What kind of reporting had you done on Ghislaine Maxwell before working on the documentary?
I wrote at least two stories for Rolling Stone. The first was published a few days after the August 2019 unsealing of 2,000 pages of depositions and other documents in a defamation case one of the trafficked women had filed against her. The documents contained extremely damaging details and allegations from a wide variety of people—not just girls but butlers, chauffeurs, pilots, and also contained a few new boldface male names. I scoured the pages at speed from an apartment in Norway where I was teaching, just completely absorbed and fascinated. That’s how I first got involved with/became obsessed with the story of Ghislaine Maxwell. Epstein died less than 24 hours after the document dump, and I believe the events are related. I did a later Rolling Stone story about the case, interviewing one of the victim’s lawyer.
The documentary was in the works before Maxwell was arrested; what are the origins of the project?
Our director Barbara Shearer got interested in Ghislaine all the way back in 2016. She proposed the series to Blue Ant Media, and that company brought me on in summer 2020. We pitched a lot of big streaming companies (all pitches on Zoom) during the early summer, and when Ghislaine was arrested, Peacock and Sky teamed up and bought it right away.
Women can be psychopathic and lie and behave just as badly as men.
Is it significant that “Epstein’s Shadow” was produced by a team of mostly women?
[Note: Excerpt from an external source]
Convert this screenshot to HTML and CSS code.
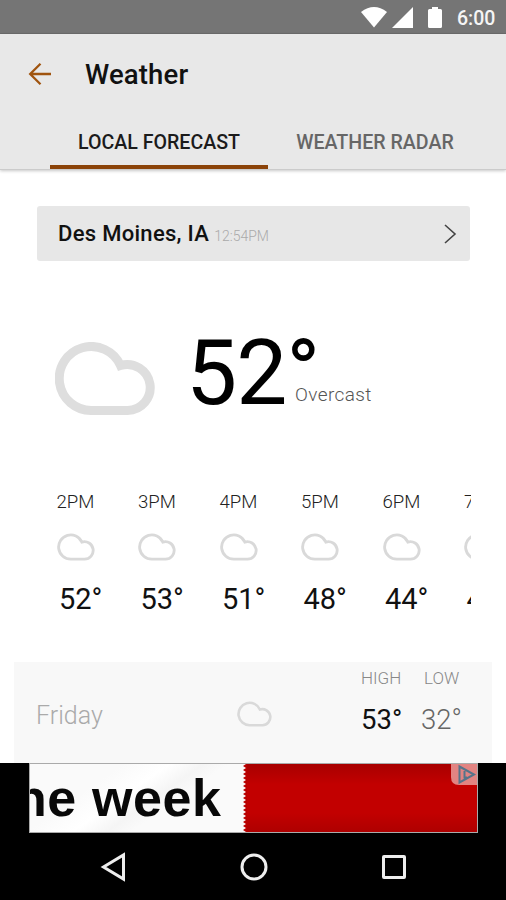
FILE: index.html
```html
<!DOCTYPE html>
<html lang="en">
<head>
<meta charset="utf-8">
<title>Weather</title>
<link rel="stylesheet" href="styles.css">
</head>
<body>
<svg width="0" height="0" class="defs">
  <symbol id="cloud" viewBox="0 0 100 73"><path d="M36.5 68.5A32 32 0 1 1 65.5 23.5A23 23 0 1 1 72.5 68.5Z"/></symbol>
</svg>
<div class="screen">
  <header class="status">
    <svg class="status-icons" width="82" height="34" viewBox="0 0 82 34">
      <path d="M0 12Q13 2 26 12L13 27.5Z"/>
      <path d="M52 7V28H31Z"/>
      <path d="M71 7H77V9H79.5Q81 9 81 10.5V26.5Q81 28 79.5 28H68.5Q67 28 67 26.5V10.5Q67 9 68.5 9H71Z"/>
    </svg>
    <span class="clock">6:00</span>
  </header>
  <nav class="appbar">
    <div class="title-row">
      <svg class="back" width="24" height="24" viewBox="0 0 24 24"><path d="M23 12H2.5M12.5 1.7L2.2 12L12.5 22.3"/></svg>
      <h1>Weather</h1>
    </div>
    <div class="tabs">
      <a class="tab active"><span>LOCAL FORECAST</span></a>
      <a class="tab radar"><span>WEATHER RADAR</span></a>
    </div>
  </nav>
  <main>
    <section class="location">
      <span class="city">Des Moines, IA</span>
      <span class="time">12:54PM</span>
      <svg class="chevron" width="12" height="20" viewBox="0 0 12 20"><path d="M1 1L11 10L1 19"/></svg>
    </section>
    <section class="now">
      <svg class="cloud big" width="100" height="73"><use href="#cloud"/></svg>
      <span class="temp">52°</span>
      <span class="condition">Overcast</span>
    </section>
    <section class="hours">
      <div class="hour"><span>2PM</span><svg class="cloud" width="38" height="28"><use href="#cloud"/></svg><b>52°</b></div>
      <div class="hour"><span>3PM</span><svg class="cloud" width="38" height="28"><use href="#cloud"/></svg><b>53°</b></div>
      <div class="hour"><span>4PM</span><svg class="cloud" width="38" height="28"><use href="#cloud"/></svg><b>51°</b></div>
      <div class="hour"><span>5PM</span><svg class="cloud" width="38" height="28"><use href="#cloud"/></svg><b>48°</b></div>
      <div class="hour"><span>6PM</span><svg class="cloud" width="38" height="28"><use href="#cloud"/></svg><b>44°</b></div>
      <div class="hour"><span>7PM</span><svg class="cloud" width="38" height="28"><use href="#cloud"/></svg><b>43°</b></div>
    </section>
    <section class="day">
      <span class="name">Friday</span>
      <svg class="cloud" width="35" height="26"><use href="#cloud"/></svg>
      <div class="range high"><span>HIGH</span><b>53°</b></div>
      <div class="range low"><span>LOW</span><b>32°</b></div>
    </section>
  </main>
  <footer>
    <div class="ad">
      <div class="ad-copy"><span>he week</span></div>
      <svg class="zigzag" width="4" height="68"><defs><pattern id="teeth" width="4" height="4" patternUnits="userSpaceOnUse"><path d="M3 0L0 2L3 4H4V0Z" fill="#b90000"/></pattern></defs><rect width="4" height="68" fill="url(#teeth)"/></svg>
      <div class="ad-red"></div>
      <svg class="adchoices" width="26" height="21" viewBox="0 0 26 21"><path class="plate" d="M0 0H26V21H8Q0 21 0 13Z"/><path class="mark" d="M8.5 2.500L23 10.5L8.500 18.500ZM13.500 7V13.500H16"/></svg>
    </div>
    <div class="keys">
      <svg width="26" height="28" viewBox="0 0 26 28"><path d="M23.500 2V26L3.500 14Z"/></svg>
      <svg width="28" height="28" viewBox="0 0 28 28"><circle cx="14" cy="14" r="12"/></svg>
      <svg width="26" height="26" viewBox="0 0 26 26"><rect x="2.5" y="2.5" width="21" height="21" rx=".5"/></svg>
    </div>
  </footer>
</div>
</body>
</html>
```

FILE: styles.css
```css
* { box-sizing: border-box; }
body { margin: 0; background: #fff; font-family: Roboto, sans-serif; color: #111; }
.defs { display: block; }
.screen { width: 506px; height: 900px; display: flex; flex-direction: column; overflow: hidden; }
svg { flex: none; overflow: visible; }

.status { height: 34px; flex: none; background: #757575; border-bottom: 1px solid #6c6c6c; display: flex; align-items: center; justify-content: flex-end; padding-right: 11px; }
.status-icons { fill: #fff; margin-right: 14px; }
.clock { width: 38px; color: #f5f5f5; font-size: 19.5px; font-weight: 500; line-height: 34px; white-space: nowrap; padding-top: 4px; }

.appbar { height: 136px; flex: none; background: #e8e8e8; border-bottom: 1px solid #cbcbcb; box-shadow: 0 1px 3px rgba(0,0,0,.22); }
.title-row { height: 80px; display: flex; align-items: center; padding-left: 28px; }
.back { fill: none; stroke: #a0540f; stroke-width: 2.3; }
h1 { margin: 1px 0 0 33px; font-size: 27.5px; line-height: 32px; font-weight: 500; letter-spacing: .15px; }
.tabs { display: flex; padding-left: 50px; height: 55px; }
.tab { width: 218px; height: 55px; padding-top: 16px; text-align: center; font-size: 19.6px; line-height: 26px; font-weight: 500; color: #666; white-space: nowrap; }
.tab.active { color: #1b1b1b; border-bottom: 4px solid #8b4309; }
.tab.radar { width: 214px; }

main { flex: none; height: 593px; padding-top: 36px; }
.location { margin-left: 37px; width: 433px; height: 55px; background: #e7e7e7; border-radius: 3px; display: flex; align-items: baseline; padding: 0 14px 0 21px; line-height: 55px; white-space: nowrap; }
.city { font-size: 22px; font-weight: 500; letter-spacing: .3px; }
.time { margin-left: 5px; font-size: 14px; font-weight: 300; color: #aaa; }
.chevron { margin-left: auto; align-self: center; fill: none; stroke: #444; stroke-width: 1.6; margin-top: 1px; }

.cloud { fill: none; stroke: #d9d9d9; stroke-width: 7.5; }
.cloud.big { stroke: #dedede; stroke-width: 9; margin-top: 81px; }
.now { height: 217px; padding-left: 55px; display: flex; align-items: flex-start; }
.temp { margin: 58px 0 0 31px; width: 132px; font-size: 91px; line-height: 108px; letter-spacing: -1px; color: #000; }
.condition { margin: 121px 0 0 -23px; font-size: 19px; line-height: 26px; font-weight: 300; color: #555; letter-spacing: .4px; }

.hours { width: 471px; height: 184px; padding: 12px 0 0 56.5px; display: flex; overflow: hidden; }
.hour { flex: 0 0 81.5px; display: flex; flex-direction: column; align-items: flex-start; }
.hour span { font-size: 18.6px; line-height: 24px; font-weight: 300; color: #222; }
.hour svg { margin-top: 19px; }
.hour b { margin: 21px 0 0 2.5px; font-size: 29px; line-height: 34px; font-weight: 400; color: #111; }

.day { margin-left: 14px; width: 478px; height: 101px; background: #f8f8f8; display: flex; align-items: flex-start; padding-left: 22px; }
.name { width: 201px; margin-top: 37px; font-size: 25px; line-height: 34px; font-weight: 300; color: #aaa; }
.day .cloud { margin-top: 39px; }
.range { display: flex; flex-direction: column; }
.range span { font-size: 17px; line-height: 24px; margin-top: 4px; font-weight: 300; color: #888; }
.range b { font-size: 27.5px; line-height: 34px; margin-top: 13px; font-weight: 400; color: #111; }
.high { margin-left: 89px; width: 60px; }
.low span { padding-left: 3px; }
.low b { color: #666; font-weight: 300; }

footer { flex: none; height: 137px; background: #000; }
.ad { position: relative; display: flex; margin-left: 29px; width: 449px; height: 70px; border: 1px solid #aaa; overflow: hidden; }
.ad-copy { width: 213px; background: linear-gradient(145deg, #fafafa 30%, #fff 45%, #f5f5f5 56%, #fafafa 64%); overflow: hidden; }
.ad-copy span { display: block; margin: 4px 0 0 -15px; font: bold 52px/60px "Liberation Sans", sans-serif; letter-spacing: .6px; color: #080808; white-space: nowrap; }
.zigzag { background: #fafafa; }
.ad-red { flex: 1; background: linear-gradient(#a80000, #c20000 30%, #c20000 72%, #ae0000); }
.adchoices { position: absolute; top: 0; right: 0; }
.plate { fill: #e28482; }
.mark { fill: none; stroke: #56748a; stroke-width: 2; }
.keys { height: 67px; display: flex; align-items: center; padding: 0 99px 0 100px; justify-content: space-between; fill: none; stroke: #eee; stroke-width: 3; }
```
Yes, I believe so. There was a lot of camaraderie, first of all, and not too many power games. We spent hours on the phone hashing out scenarios of what this woman’s role was, and how she got where she is. I think maybe as women, we were able to understand her better. I certainly felt that my voice and opinions were heard and considered, and that’s not always the case with big swinging dicks in the room.
Why do you think a woman would betray her own gender by recruiting and grooming young women in this way?
Ahh, that is the big question, right? I would start with correcting the premise that women are naturally “sisters.” Women compete and women can be psychopathic and lie and behave just as badly as men. We picked up some hints that maybe she was abused as a child, certainly her upbringing as Robert Maxwell’s daughter warped her. A lifetime lived in touch with enormous power, money, access, the world of borderless wealth—all that set her up to perhaps look at other human beings in terms of hierarchy, too.
What’s the most surprising thing you learned about Ghislaine Maxwell?
The most surprising thing was watching the videos of her giving speeches about her oceans rescue project—Terra Mar—which was, in essence, a reputation rehabilitation effort launched after Epstein went to jail the first time. For someone with a social reputation as charming and witty, she was shockingly inarticulate, almost checked out. We use some of the footage in the doc, and it’s worth watching. Very telling.
It’s reasonable to assume that she might unload what she knows to the Feds.
What kind of bombshells do you think will be revealed at her trial in November? Are powerful men nervous right now?
Absolutely! The unsealed documents are still filled with black slashes—court redactions of names. We know a lot of super-famous or moneyed “John Does” have been fighting for years in court to keep their names out of the public eye with regards to this woman. I don’t know if they will lose, and be exposed, in the trial. I doubt it, but surprises remain. Maxwell desperately wants to get out of jail; she has made at least four bail attempts, upping the financial offers each time. So, it’s reasonable to assume that she might at some point, unload what she knows to the Feds, as part of a deal.
Do you think she’ll ultimately be found guilty or will her money and position somehow get her off?
The Federal prosecutors are going to do what they can to get her, because they failed so badly with Epstein, first in Florida, letting him off to return to his private jet and trafficked teens, and second, letting him die in one of the greatest fortresses under their control. But she has pled not guilty, and the cases involve very old incidents, and only, I think, three of the many, many girls with whom she is alleged to have interacted. So, the narrowness of the case against her, and the time passed, is a big challenge for the feds.